While watching this, I got a phone call that I needed to answer so I paused. After the call, I had a look at the timings and 40 minutes had elapsed. I remember thinking to myself that I might not make it to the end - I had thought we were way past halfway. As it happens, I got to the end but it was hard.
Let me deal with the device of Karim sitting in a storage closet as a metaphor for his own closeted life. Critics and commentators have marvelled at this as a neat way to explain and mirror his existence. To me it was about the crassest and clunkiest imagery possible. No subtlety at all. I had to giggle to myself when I wondered how and where he would have gone to the loo.
Then there was the verisimilitude of the plot. Why was he caught in that way? Why a ring on the doorbell that day?

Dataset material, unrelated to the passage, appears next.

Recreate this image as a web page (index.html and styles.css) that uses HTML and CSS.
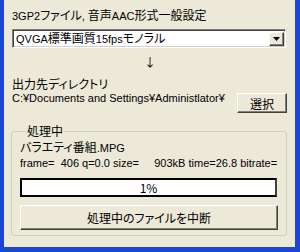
FILE: index.html
```html
<!DOCTYPE html>
<html lang="ja">
<head>
    <meta charset="UTF-8">
    <title>3GP2 変換</title>
    <link rel="stylesheet" href="styles.css">
</head>
<body>
    <div class="window">
        <div class="label"><span class="en">3GP2</span>ファイル<span class="en">, </span>音声<span class="en">AAC</span>形式一般設定</div>
        <div class="combo">
            <span class="combo-text"><span class="en">QVGA</span>標準画質<span class="en">15fps</span>モノラル</span>
            <span class="combo-btn">
                <svg width="7" height="4" viewBox="0 0 7 4"><polygon points="0,0 7,0 3.5,4" fill="#000"/></svg>
            </span>
        </div>
        <div class="down-arrow">↓</div>
        <div class="label dir-label">出力先ディレクトリ</div>
        <div class="dir-row">
            <div class="dir-path">C:¥Documents and Settings¥Administlator¥</div>
            <button class="btn select-btn">選択</button>
        </div>

        <fieldset class="group">
            <legend>処理中</legend>
            <div class="file-name">バラエティ番組<span class="en">.MPG</span></div>
            <div class="status">frame=  406 q=0.0 size=     903kB time=26.8 bitrate=</div>
            <div class="progress">1%</div>
            <button class="btn cancel-btn">処理中のファイルを中断</button>
        </fieldset>
    </div>
</body>
</html>
```

FILE: styles.css
```css
html, body {
    margin: 0;
    padding: 0;
}
body {
    width: 300px;
    height: 252px;
    overflow: hidden;
    font-family: "Noto Sans CJK JP", "Noto Sans", sans-serif;
    font-size: 12px;
    font-feature-settings: "palt";
    color: #000;
}
.en {
    font-family: "Liberation Sans", "Noto Sans CJK JP", sans-serif;
    font-size: 11px;
}
.window {
    box-sizing: border-box;
    width: 300px;
    height: 252px;
    background-color: #ece9d8;
    border-left: 4px solid #1c46d4;
    border-right: 5px solid #1c46d4;
    border-bottom: 5px solid #1c46d4;
    padding: 8px 8px 0 8px;
}
.label {
    line-height: 14px;
    height: 14px;
}
.combo {
    box-sizing: border-box;
    display: flex;
    align-items: center;
    margin-top: 7px;
    width: 274px;
    height: 19px;
    background: #fff;
    border-top: 1px solid #808080;
    border-left: 1px solid #808080;
    border-right: 1px solid #fff;
    border-bottom: 1px solid #fff;
    box-shadow: inset 1px 1px 0 #404040, inset -1px -1px 0 #d4d0c8;
}
.combo-text {
    flex: 1;
    padding-left: 3px;
    line-height: 15px;
}
.combo-btn {
    box-sizing: border-box;
    display: flex;
    align-items: center;
    justify-content: center;
    width: 15px;
    height: 14px;
    margin-right: 1px;
    background: #ece9d8;
    border-top: 1px solid #fff;
    border-left: 1px solid #fff;
    border-right: 1px solid #404040;
    border-bottom: 1px solid #404040;
    box-shadow: inset -1px -1px 0 #808080;
}
.down-arrow {
    text-align: center;
    margin-top: 6px;
    height: 20px;
    line-height: 16px;
    padding-left: 1px;
}
.dir-label {
    margin-top: 3px;
}
.dir-row {
    display: flex;
    align-items: flex-start;
    margin-top: 2px;
}
.dir-path {
    width: 221px;
    overflow: hidden;
    white-space: nowrap;
    line-height: 14px;
    margin-top: -2px;
    font-family: "Liberation Sans", "Noto Sans CJK JP", sans-serif;
    font-size: 11px;
}
.btn {
    box-sizing: border-box;
    font-family: inherit;
    font-size: 12px;
    font-feature-settings: "palt";
    color: #000;
    background: #ece9d8;
    border-top: 1px solid #fff;
    border-left: 1px solid #fff;
    border-right: 1px solid #404040;
    border-bottom: 1px solid #404040;
    box-shadow: inset -1px -1px 0 #808080;
    padding: 0;
    margin: 0;
}
.select-btn {
    width: 50px;
    height: 20px;
    margin-left: auto;
}
.group {
    box-sizing: border-box;
    width: 273px;
    margin: 11px 0 0 -1px;
    padding: 0 7px 5px 8px;
    border: 1px solid #d0d0bf;
    border-radius: 3px;
}
.group legend {
    padding: 0 1px;
    margin-left: 6px;
    line-height: 14px;
}
.file-name {
    line-height: 14px;
    margin-top: 2px;
}
.status {
    white-space: pre;
    overflow: hidden;
    line-height: 14px;
    margin-top: 1px;
    width: 259px;
    font-family: "Liberation Sans", sans-serif;
    font-size: 11px;
}
.progress {
    box-sizing: border-box;
    height: 19px;
    width: 257px;
    margin-top: 8px;
    background: #fff;
    border: 2px solid #000;
    border-right-color: #404040;
    text-align: center;
    line-height: 15px;
}
.cancel-btn {
    display: block;
    width: 258px;
    height: 25px;
    margin-top: 8px;
}
```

And if anyone believes that a Moroccan family as traditional as this one would tolerate their gay son sitting in the closet switching utilities off while trying to get them to accept he's gay, they ought to have another think coming. He'd be out, shunned, dead to them.
What was authentic in the film was the utter intolerance (engendered by religion) of overt difference. Living in each others pockets amongst nosey neighbours was true to life as well. Also the utter hypocrisy of this microcosm of Moroccan society within which man on man action is far more prevalent than in Western societies as long as it's hush hush.
However, the agonising of Karim, whom I found not to be a sympathetic character, was not plausible at all. Remember he was only coming out because he'd been caught. He'd have stayed in the closet for good had Kofi not answered the door. He'd have betrayed more people like Sofiane in his utter and profound need not to rock the boat.
As I said, I got to the end of the film. But I'd been bored. I know I'm going to get a load of down votes - I'm sure people rate on the simple fact that a film has a gay theme and not on its objective excellence. But this is my honest opinion. It's a pretty poor film.